Other strings are okay. I tried for different txt files. The result is same. First string starts with "i". What is the problem?

Here is my code :

#include <iostream>
#include <fstream>
#include <string>
#include <vector>
using namespace std;

int cube(int x){ return (x*x*x);}

int main(){

int maxChar;
int lineLength=0;
int cost=0;

cout<<"Enter the max char per line... : ";
cin>>maxChar;
cout<<endl<<"Max char per line is : "<<maxChar<<endl;

fstream inFile("bla.txt",ios::in);

if (!inFile) {
    cerr << "Unable to open file datafile.txt";
    exit(1);   // call system to stop
}

while(!inFile.eof()) {
    string word;

    inFile >> word;
    cout<<word<<endl;
    cout<<word.length()<<endl;
    if(word.length()+lineLength<=maxChar){
        lineLength +=(word.length()+1);
    }
    else {
        cost+=cube(maxChar-(lineLength-1));
        lineLength=(word.length()+1);
    }   
}

}

回答1:

You're seeing a UTF-8 Byte Order Mark (BOM). It was added by the application that created the file.
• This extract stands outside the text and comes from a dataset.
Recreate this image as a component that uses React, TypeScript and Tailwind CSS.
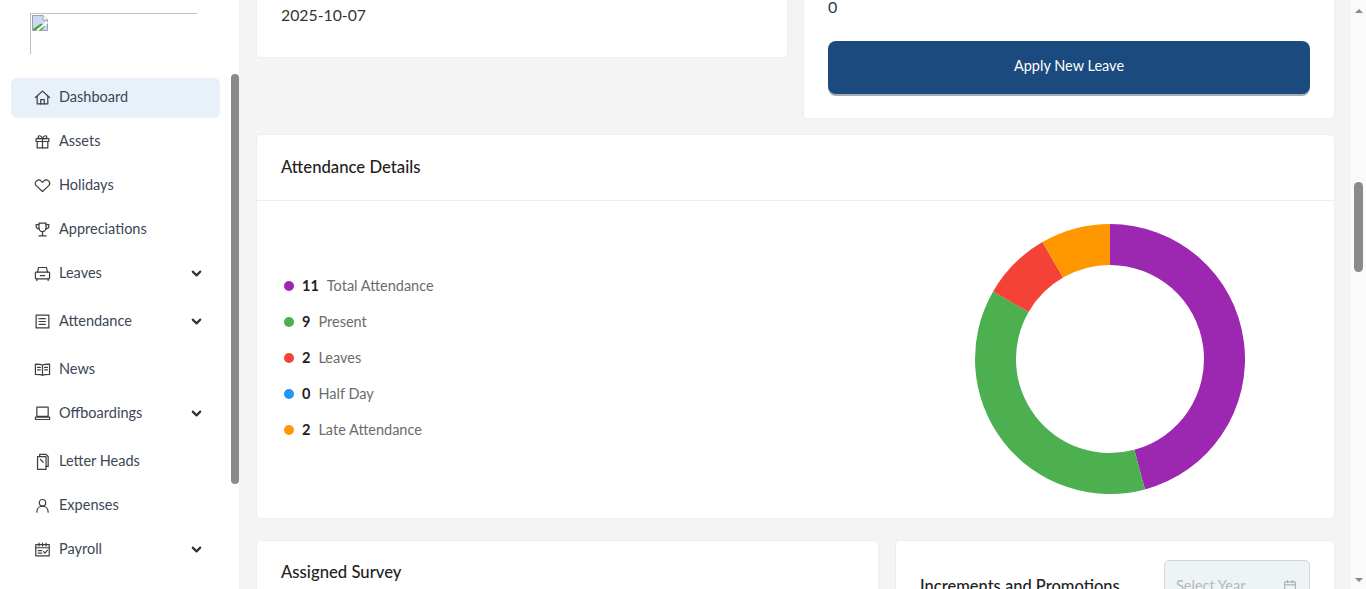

To detect and ignore the marker you could try this (untested) function:

bool SkipBOM(std::istream & in)
{
    char test[4] = {0};
    in.read(test, 3);
    if (strcmp(test, "\xEF\xBB\xBF") == 0)
        return true;
    in.seekg(0);
    return false;
}


回答2:

With reference to the excellent answer by Mark Ransom above, adding this code skips the BOM (Byte Order Mark) on an existing stream. Call it after opening a file.

// Skips the Byte Order Mark (BOM) that defines UTF-8 in some text files.
void SkipBOM(std::ifstream &in)
{
    char test[3] = {0};
    in.read(test, 3);
    if ((unsigned char)test[0] == 0xEF && 
        (unsigned char)test[1] == 0xBB && 
        (unsigned char)test[2] == 0xBF)
    {
        return;
    }
    in.seekg(0);
}

To use:

ifstream in(path);
SkipBOM(in);
string line;
while (getline(in, line))
{
    // Process lines of input here.
}


回答3:

Here is another two ideas.

  1. if you are the one who create the files, save they length along with them, and when reading them, just cut all the prefix with this simple calculation: trueFileLength - savedFileLength = numOfByesToCut
  2. create your own prefix when saving the files, and when reading search for it and delete all what you found before.